Anybody who had watched the APC Caucus meeting held in Abuja last Monday on television, would think that the people who spoke at that meeting belonged to some opposition political parties, not knowing that they were all members of the political party in government.
Any such a person would earnestly pray that the crop of people who currently preside over the affairs of the ruling party in Nigeria should never again be given the opportunity to come close to any government in the country.
Almost everybody who spoke at that APC Caucus meeting were full of disappointments, beginning from the party chairman himself, Adams Oshiomole, who virtually had accused the Independent National Electoral Commission (INEC) of working for the opposition, to President Muhammadu Buhari, who accused the electoral body of incompetence, and issued a shoot-on-sight order on ballot box snatchers, without telling us what would happen to those who disfigure the card readers, or those who manipulate figures at collation centres.
Instead of accepting responsibility for their failure, apologize to Nigerians and the international community for the pains and inconveniences they had inflicted on them, and then plead for their forgiveness, the APC members resorted to their usual blame games.
The vituperations against INEC by the APC top notchers over the aborted February 16 Presidential and National Assembly elections, gave us the impression that the party in power was never charge, or that it had something up its sleeves, but which had failed to materialize.
How would a political party like the APC that is in power be behaving as if it was in opposition? How would they be deriding, criticizing and castigating the very institution which they had set up, and which is under their firm control? Why can’t the APC for once accept responsibility? Why always play the ostrich?
Are the APC members, by their actions, not trying to erode on the confidence, the credibility of the electoral umpire, so that Nigerians, and even the international community, would question whatever would be the outcome of the election exercise?

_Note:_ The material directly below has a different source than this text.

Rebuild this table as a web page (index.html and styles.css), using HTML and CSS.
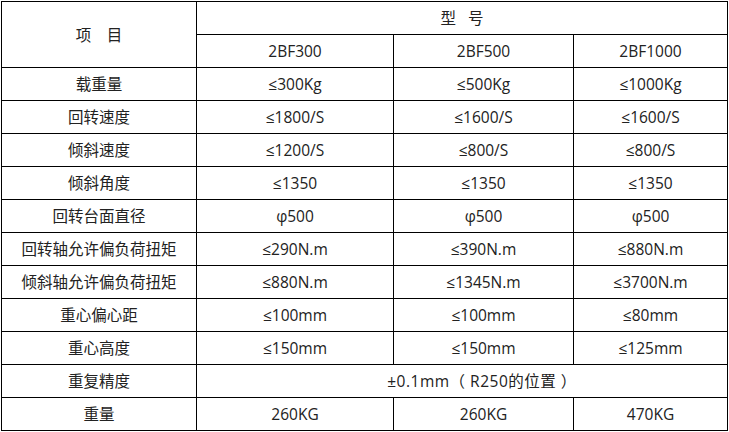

In theory, the Independent National Electoral Commission (INEC) is an independent body, and that the government does not interfere in its day to day operations, but we us know that some agencies of government exercises oversight controls over the electoral body, so that if there are lapses in any of its operations, the government takes a huge chunk of the blame.
Each time you try to challenge the APC led federal government for failing to perform, they will blame it on the 16 years of PDP misrule. They will tell you that the problem they inherited was so enormous that they found it difficult to perform. A bad workman, they say, always quarrels with his tools.
Whatever embarrassments Nigerians and the international community had suffered as a result of the last minute postponement of elections last Saturday, should be squarely laid on the feet of the political party in power in Nigeria for failing to do what it was supposed to do.